Security concerns surround World Cup
Every four years, in front of the eyes of the world, countries battle it out on the soccer pitch for one common goal: winning the FIFA World Cup.
This year, it is to South Africa we turn, on a continent that has never before held the World Cup.
Since FIFA awarded South Africa with the responsibility of hosting the event, much controversy has arisen about whether or not the country has the necessary capabilities to support it. Security for players, fans and other people travelling to South Africa has been at the forefront of most of the concerns.
The African continent is not exactly known for its stable politics; this was evident earlier this year, during Africa’s biggest soccer tournament, the Africa Cup of Nations.
Hosted by Angola, the tournament was far from free of security breaches.
On Jan. 8, two days before the scheduled kickoff of the tournament, the team from Togo was travelling on their bus en route to the grounds of their first match, when their bus was attacked by terrorists.
Three were killed, including the assistant coach, the bus driver and a media officer, and nine others were seriously injured. Defender Serge Akakpo and goalkeeper Kodjovi Obilalé were two of those seriously injured, and remained in critical condition for several weeks following the attack.
The assault prompted Togo to withdraw from the tournament, as they no longer felt safe allowing their players to compete.
This in turn began a ripple effect of concern across the globe, as countries began to question the safety of the players they were sending into such an unknown, unstable territory. U.S. President Barak Obama further pressed the security issues, when he stated that if the United States makes it out of the group stage, he will travel to South Africa to support the team.

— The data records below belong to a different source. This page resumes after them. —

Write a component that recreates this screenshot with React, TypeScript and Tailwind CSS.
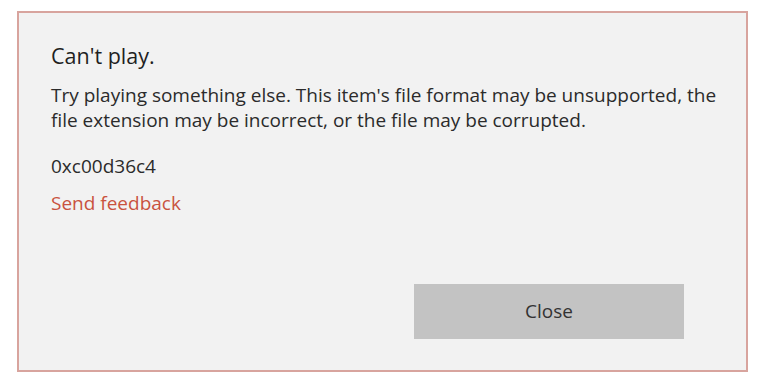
export default function App() {
  return (
    <main className="w-[768px] h-[390px] bg-white pt-[11px] pl-[17px] font-['Open_Sans',sans-serif]">
      <div className="w-[731px] h-[361px] border-2 border-[#d8a49e] bg-[#f2f2f2] pl-[32px] pr-[20px] pt-[29px] flex flex-col">
        <h1 className="text-[21.5px] leading-[28px] text-[#1f1f1f]">Can't play.</h1>
        <p className="mt-[13px] text-[19px] leading-[25px] text-[#2b2b2b]">
          Try playing something else. This item's file format may be unsupported, the file extension may be incorrect, or the file may be corrupted.
        </p>
        <p className="mt-[21px] text-[19px] leading-[25px] text-[#2b2b2b]">0xc00d36c4</p>
        <a className="mt-[12px] text-[19px] leading-[25px] text-[#c9523f] w-fit cursor-pointer">
          Send feedback
        </a>
        <div className="mt-auto mb-[31px] flex justify-end pr-[42px]">
          <button className="w-[270px] h-[55px] bg-[#c3c3c3] text-[19px] text-[#333333]">Close</button>
        </div>
      </div>
    </main>
  )
}
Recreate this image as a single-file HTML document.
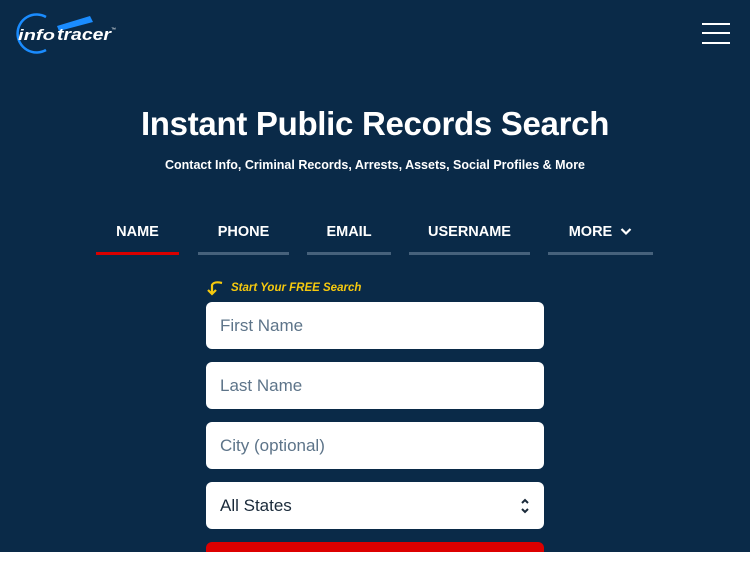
<!DOCTYPE html>
<html><head><meta charset="utf-8"><style>
*{margin:0;padding:0;box-sizing:border-box}
body{width:750px;height:563px;overflow:hidden;background:#fff;font-family:"Liberation Sans",sans-serif}
.hero{position:absolute;left:0;top:0;width:750px;height:552px;background:#0a2a48;overflow:hidden}
.ham{position:absolute;left:702px;width:28px;height:2px;background:#fff}
h1{position:absolute;top:105px;width:750px;text-align:center;color:#fff;font-size:33px;font-weight:bold;letter-spacing:-0.3px}
.sub{position:absolute;top:158px;width:750px;text-align:center;color:#fff;font-size:12.5px;font-weight:bold}
.tab{position:absolute;top:224px;height:31px;color:#fff;font-size:14.5px;font-weight:bold;text-align:center;border-bottom:3px solid #46617b}
.tab.a{border-bottom-color:#d90000}
.free{position:absolute;left:231px;top:282px;color:#f6c90e;font-size:11.5px;font-weight:bold;font-style:italic}
.in{position:absolute;left:206px;width:338px;height:47px;background:#fff;border-radius:6px;padding-left:14px;line-height:47px;font-size:17px;color:#5d7489}
.btn{position:absolute;left:206px;top:542px;width:338px;height:20px;background:#dd0000;border-radius:6px 6px 0 0}
</style></head><body>
<div class="hero">
<svg style="position:absolute;left:0;top:0" width="130" height="60" viewBox="0 0 130 60">
<path d="M46 17 A19 19 0 1 0 46 50" fill="none" stroke="#1a8cff" stroke-width="2.5"/>
<path d="M57 26 L90 16 L93 22 L59 31 Z" fill="#1a8cff"/>
<text x="18" y="40" fill="#fff" font-family="Liberation Sans" font-weight="bold" font-style="italic" font-size="15" textLength="37" lengthAdjust="spacingAndGlyphs">info</text>
<text x="57" y="40" fill="#fff" font-family="Liberation Sans" font-weight="bold" font-style="italic" font-size="17" textLength="54" lengthAdjust="spacingAndGlyphs">tracer</text>
<text x="111" y="31" fill="#fff" font-size="5">™</text>
</svg>
<div class="ham" style="top:23px"></div><div class="ham" style="top:32px"></div><div class="ham" style="top:42px"></div>
<h1>Instant Public Records Search</h1>
<div class="sub">Contact Info, Criminal Records, Arrests, Assets, Social Profiles &amp; More</div>
<div class="tab a" style="left:96px;width:83px">NAME</div>
<div class="tab" style="left:198px;width:91px">PHONE</div>
<div class="tab" style="left:307px;width:84px">EMAIL</div>
<div class="tab" style="left:409px;width:121px">USERNAME</div>
<div class="tab" style="left:548px;width:105px">MORE&nbsp;&nbsp;<svg width="12" height="9" viewBox="0 0 12 9"><path d="M1.5 2 L6 6.5 L10.5 2" fill="none" stroke="#fff" stroke-width="2.2"/></svg></div>
<svg style="position:absolute;left:206px;top:280px" width="18" height="16" viewBox="0 0 18 16"><path d="M16 3 Q8 1 6 5 L6 13 M2 10 L6 14 L10 10" fill="none" stroke="#f6c90e" stroke-width="2.2"/></svg>
<div class="free">Start Your FREE Search</div>
<div class="in" style="top:302px">First Name</div>
<div class="in" style="top:362px">Last Name</div>
<div class="in" style="top:422px">City (optional)</div>
<div class="in" style="top:482px;color:#1a2a3a">All States
<svg style="position:absolute;right:14px;top:15px" width="10" height="18" viewBox="0 0 10 18"><path d="M2 6 L5 3 L8 6 M2 12 L5 15 L8 12" fill="none" stroke="#1a2a3a" stroke-width="2"/></svg></div>
<div class="btn"></div>
</div>
</body></html>
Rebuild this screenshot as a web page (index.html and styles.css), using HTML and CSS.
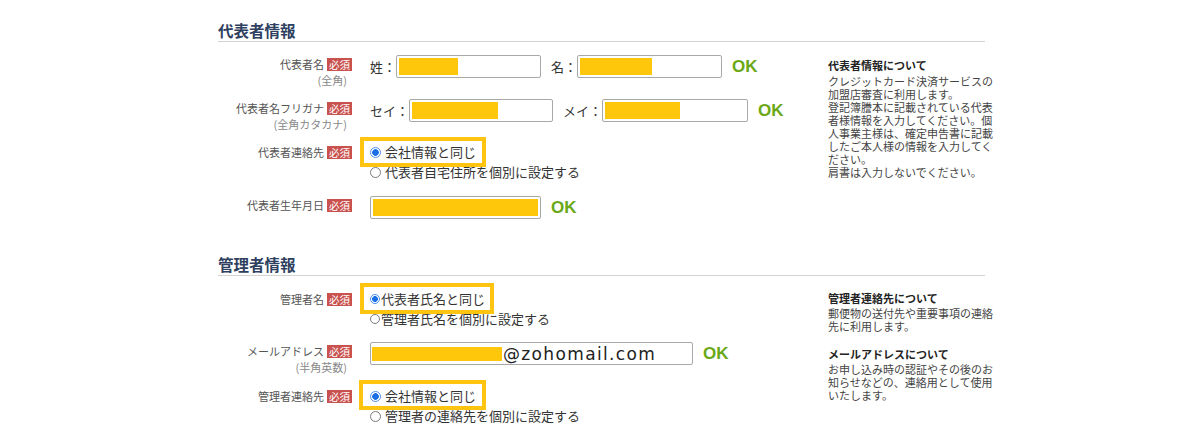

But then one looks at the heartwarming story of a previously war torn continent, attempting to fix its reputation with the rest of the world through a medium where all are equal: sport. K’naan’s song “Wavin’ Flag”, selected as the official song of the World Cup, provides positive reinforcement to anyone with lingering doubts.
K’nann encourages the world to forget about its differences and enjoy the greatest game in the world.
For 31 days this summer, politics will be irrelevant, elections will mean nothing and which countries are fighting with whom will be forgotten. Players set aside their club jerseys and join their league rivals under their country’s colours. The world, as one unified body, will watch the brilliant feet of Lionel Messi, the unwavering passion of Wayne Rooney and the lightning speed of David Villa as people cheer on their country towards the biggest prize in the game.
South Africa has assured the world they will be ready for this, and they deserve an opportunity to allow the African continent to become a bigger part of a game that is more than just a game to them.
So until they prove us wrong, give South Africa a chance. They may just surprise us.